Here it is a decade later, and I haven't gotten back down to 120 lbs even once. I maxed out at 170, and I am close to that now. There are so many reasons, excuses, things that sidelined me. The antidepressants caused sleep disturbances. I could fall asleep, but my body wasn't truly sleeping. The sleep study the doc sent me for showed 50+ arousals per hour (no sleep apnea, even though I'm fat!), so basically I did not have a solid night's sleep for almost a decade. I (seemingly) slept long hours, 8-18 hours per day. When I was up and about, I was dragging. I drank coffee all day, every day. I rarely had the energy to work out. In retrospect, it's amazing that I even held a job.

I realize there are people with harder, more difficult lives than mine. But there it is.

So now that I'm 41, I've pretty much trashed my body (super weak, flabby, & chubby), I don't have a significant other and don't care to find one in the near future and, as a depressive person, I kind of don't care if I die of a stroke or heart attack tomorrow, I am trying to find reasons to get my shit together.

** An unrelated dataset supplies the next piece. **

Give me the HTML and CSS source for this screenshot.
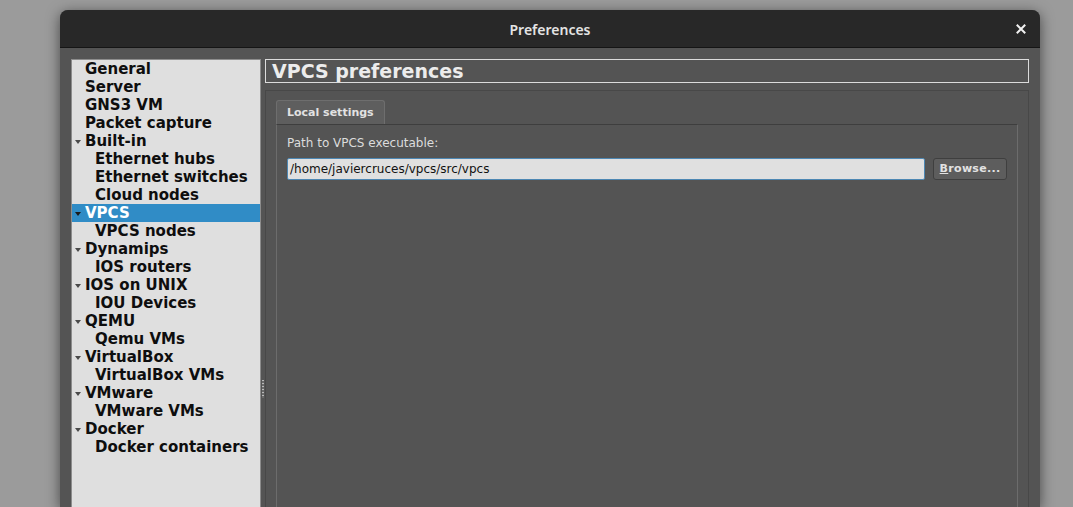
FILE: index.html
```html
<!DOCTYPE html>
<html>
<head>
<meta charset="utf-8">
<link rel="stylesheet" href="styles.css">
</head>
<body>
<div class="window">
  <div class="titlebar">
    <span class="title">Preferences</span>
    <svg class="close" width="10" height="10" viewBox="0 0 10 10"><path d="M1.5 1.5 L8.5 8.5 M8.5 1.5 L1.5 8.5" stroke="#f2f2f2" stroke-width="2" stroke-linecap="square"/></svg>
  </div>
  <div class="content">
    <div class="tree">
      <div class="row top">General</div>
      <div class="row top">Server</div>
      <div class="row top">GNS3 VM</div>
      <div class="row top">Packet capture</div>
      <div class="row top exp">Built-in</div>
      <div class="row child">Ethernet hubs</div>
      <div class="row child">Ethernet switches</div>
      <div class="row child">Cloud nodes</div>
      <div class="row top exp sel">VPCS</div>
      <div class="row child">VPCS nodes</div>
      <div class="row top exp">Dynamips</div>
      <div class="row child">IOS routers</div>
      <div class="row top exp">IOS on UNIX</div>
      <div class="row child">IOU Devices</div>
      <div class="row top exp">QEMU</div>
      <div class="row child">Qemu VMs</div>
      <div class="row top exp">VirtualBox</div>
      <div class="row child">VirtualBox VMs</div>
      <div class="row top exp">VMware</div>
      <div class="row child">VMware VMs</div>
      <div class="row top exp">Docker</div>
      <div class="row child">Docker containers</div>
    </div>
    <div class="splitter"><div class="grip"></div></div>
    <div class="main">
      <div class="header">VPCS preferences</div>
      <div class="frame">
        <div class="tabs"><div class="tab">Local settings</div></div>
        <div class="pane">
          <div class="label">Path to VPCS executable:</div>
          <div class="field-row">
            <div class="input">/home/javiercruces/vpcs/src/vpcs</div>
            <div class="button"><u>B</u>rowse...</div>
          </div>
        </div>
      </div>
    </div>
  </div>
</div>
</body>
</html>
```
FILE: styles.css
```css
html, body {
  margin: 0;
  padding: 0;
  background: #9b9b9b;
  overflow: hidden;
  height: 507px;
}
body {
  font-family: "DejaVu Sans", sans-serif;
}
.window {
  margin: 10px 0 0 60px;
  width: 980px;
  height: 497px;
  background: #545454;
  border-radius: 8px 8px 0 0;
  box-shadow: 0 3px 14px rgba(0,0,0,0.55);
  display: flex;
  flex-direction: column;
}
.titlebar {
  height: 37px;
  background: #282828;
  border-bottom: 1px solid #151515;
  border-radius: 8px 8px 0 0;
  display: flex;
  align-items: center;
  justify-content: center;
  position: relative;
}
.title {
  font-family: "Noto Sans", sans-serif;
  font-weight: 600;
  font-size: 14px;
  color: #e4e4e4;
  margin-top: 1px;
}
.close {
  position: absolute;
  right: 14px;
  top: 14px;
}
.content {
  flex: 1;
  display: flex;
  padding: 11px 11px 0 11px;
  min-height: 0;
}
.tree {
  width: 188px;
  background: #dfdfdf;
  border: 1px solid #8c8c8c;
  border-bottom: none;
  display: flex;
  flex-direction: column;
}
.row {
  height: 18px;
  line-height: 18px;
  font-size: 15px;
  font-weight: bold;
  color: #0e0e0e;
  white-space: nowrap;
  position: relative;
}
.row.top { padding-left: 13px; }
.row.child { padding-left: 23px; }
.row.exp::before {
  content: "";
  position: absolute;
  left: 3px;
  top: 8px;
  border-left: 3.5px solid transparent;
  border-right: 3.5px solid transparent;
  border-top: 4px solid #4a4a4a;
}
.row.sel {
  background: #308cc6;
  color: #ffffff;
}
.row.sel::before { border-top-color: #1a1a1a; }
.splitter {
  width: 4px;
  display: flex;
  justify-content: center;
}
.grip {
  width: 2px;
  height: 18px;
  margin-top: 321px;
  background: repeating-linear-gradient(to bottom, #b8b8b8 0 1px, #6a6a6a 1px 3px);
}
.main {
  flex: 1;
  display: flex;
  flex-direction: column;
}
.header {
  height: 22px;
  border: 1px solid #dcdcdc;
  padding-left: 6px;
  font-size: 19px;
  font-weight: bold;
  color: #ececec;
  line-height: 22px;
}
.frame {
  margin-top: 7px;
  flex: 1;
  border: 1px solid #484848;
  border-bottom: none;
  padding: 9px 10px 0 10px;
  display: flex;
  flex-direction: column;
}
.tabs {
  display: flex;
}
.tab {
  background: #5e5e5e;
  border: 1px solid #6e6e6e;
  border-bottom: none;
  border-radius: 3px 3px 0 0;
  font-size: 11px;
  font-weight: bold;
  color: #e2e2e2;
  line-height: 24px;
  padding-left: 10px;
  box-sizing: border-box;
  width: 109px;
  height: 24px;
}
.pane {
  flex: 1;
  border: 1px solid #6c6c6c;
  border-top-color: #3e3e3e;
  border-bottom: none;
  padding: 10px 10px 0 10px;
}
.label {
  font-size: 12px;
  color: #dcdcdc;
  height: 17px;
  line-height: 17px;
}
.field-row {
  margin-top: 6px;
  display: flex;
  gap: 8px;
}
.input {
  flex: 1;
  height: 20px;
  line-height: 20px;
  background: #e0e0e0;
  border: 1px solid #4d87b3;
  border-radius: 2px;
  font-size: 12px;
  color: #111;
  padding-left: 2px;
}
.button {
  width: 72px;
  height: 20px;
  line-height: 20px;
  background: #5d5d5d;
  border: 1px solid #3f3f3f;
  border-radius: 3px;
  font-size: 11px;
  font-weight: bold;
  color: #e2e2e2;
  text-align: center;
  letter-spacing: 0.3px;
}
.button u { text-decoration-thickness: 1px; }
```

Some days, "I want to wear cute outfits again someday" is not enough of a motivator. I might need a memory jogger that, say, pulmonary fibrosis runs in the family and the better my cardio is now, the easier it'll be to tolerate when I'm 80.

That's where you come in. I'm collecting reasons to get fit and stay fit besides the usual generic cosmetic and health reasons. I want to hear your personal reason in 140 characters or fewer. If you don't want me to use your name here, just let me know. Thanks!

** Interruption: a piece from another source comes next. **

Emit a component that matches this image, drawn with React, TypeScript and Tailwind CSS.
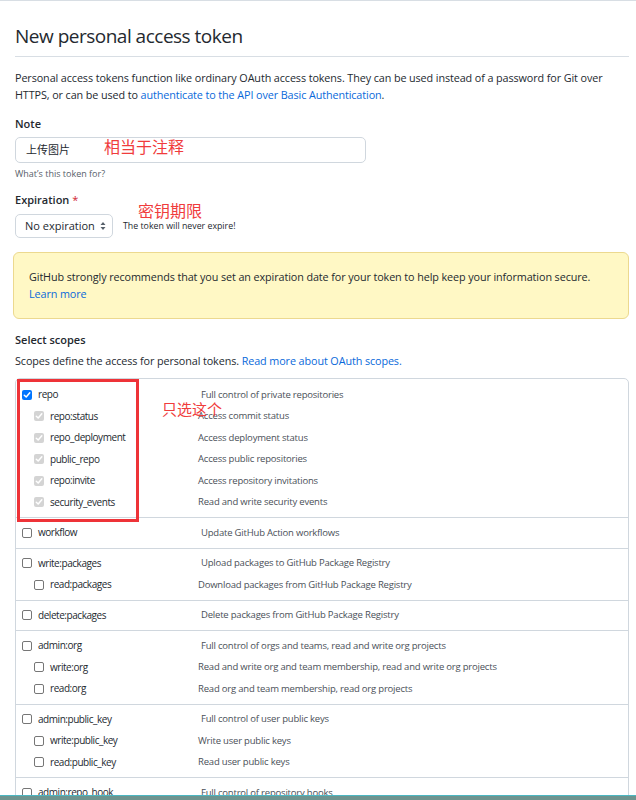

1. "I have a long family history of diabetes. If I get too heavy, I put myself at an even greater risk to develop it." --@dcas1978

2. "To lose weight so my back and knees won't hurt so much!" --@Zaerion

3. "I try to keep active to help keep the black cloud at bay. And because I don't want to end up like my father." --@racerabbit

4. "I've got a bad back. When I get too fat it really starts to hurt. :)" --@ocularnervosa

5. "Pulmonary fibrosis runs in my family and the better my cardio is now, the easier it'll be to tolerate when I'm 80." --@binkytoes

6. "Free drugs* with every excercise session!